I have $P(\lambda) = (i\lambda)^m + O(\lambda^{m-1})$ a polynomial in $\lambda$, and $\Gamma$ a contour counterclockwise around the roots of $P$. I need to prove:
$$\frac{1}{2\pi}\int_{\Gamma}\frac{(i\lambda)^k}{P(\lambda)}d\lambda = \delta_{k,m-1} $$
For $k\leq m-1$. Now, I do some thing here that may be wrong... I deform $\Gamma$ to a disc of radius $R$ and make $R$ tend to infinity. For big $R$, $P(\lambda) \approx (i\lambda)^m$ and using Cauchy's differentiation formula I get what I wanted. But I don't know how to formalize this. Could somebody help me?
Thank you very much.
I think I have it... Any comment is welcome.
Deforming the curve is easy, using Cauchy Integral theorem.

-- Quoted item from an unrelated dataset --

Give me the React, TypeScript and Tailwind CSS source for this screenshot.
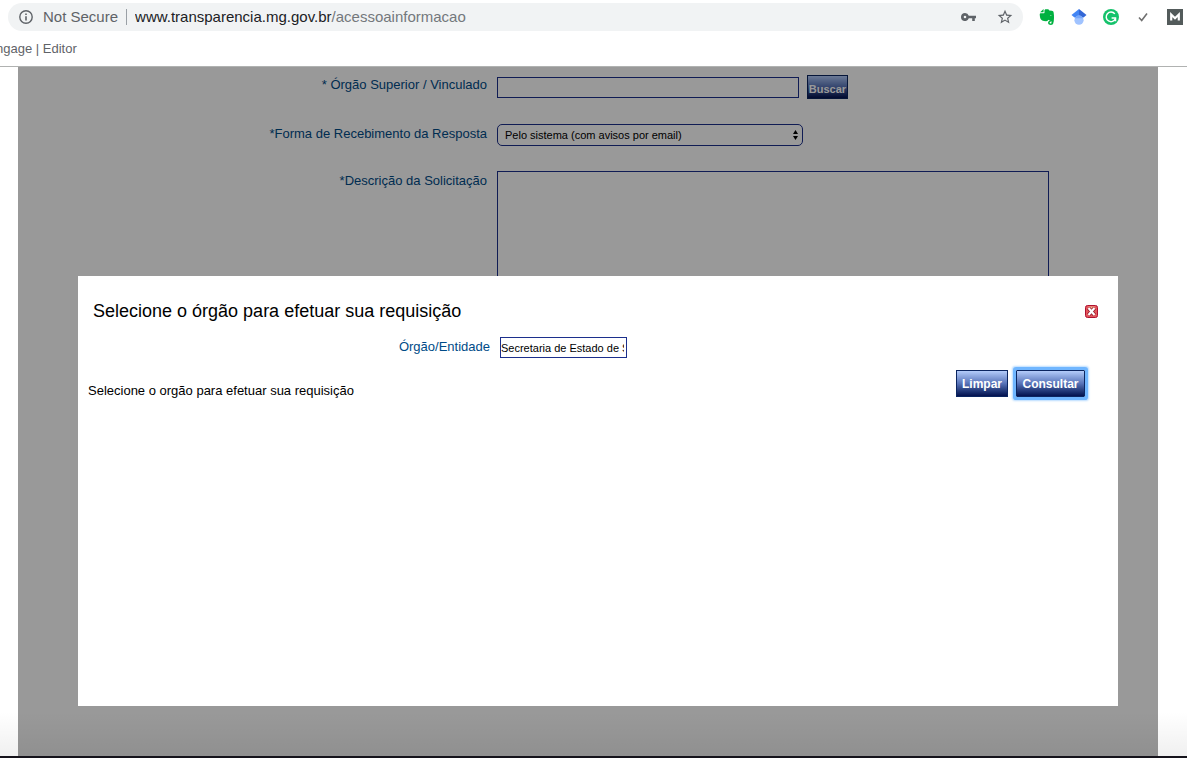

Now, I want to prove that $\forall \epsilon \exists R_{\epsilon}$ such that uniformly on $\theta$ and on the coefficients of the polynomial, I have
$$|\frac{P(Re^{i\theta})}{R^me^{im(\frac{\pi}{2}+\theta)}}-1| < \epsilon$$
But I can divide and then I get $|O(R^{-1})|<\epsilon$ which can be done. (Same with the inverse). Thus for $\epsilon_n = \frac{1}{2^n}$ I get $R_n$ and
$$\delta_{m-1,k}(1-\epsilon_n)=\frac{(1 - \epsilon_n)}{2\pi}\int_{D(0,R_n)}\frac{1}{(i\lambda)^{m-k}}d\lambda\leq\frac{1}{2\pi}\int_{\Gamma}\frac{(i\lambda)^{k}}{P(\lambda)}d\lambda$$
$$\frac{1}{2\pi}\int_{\Gamma}\frac{(i\lambda)^{k}}{P(\lambda)}d\lambda \leq \frac{(1 + \epsilon_n)}{2\pi}\int_{D(0,R_n)}\frac{1}{(i\lambda)^{m-k}}d\lambda=\delta_{m-1,k}(1+\epsilon_n)$$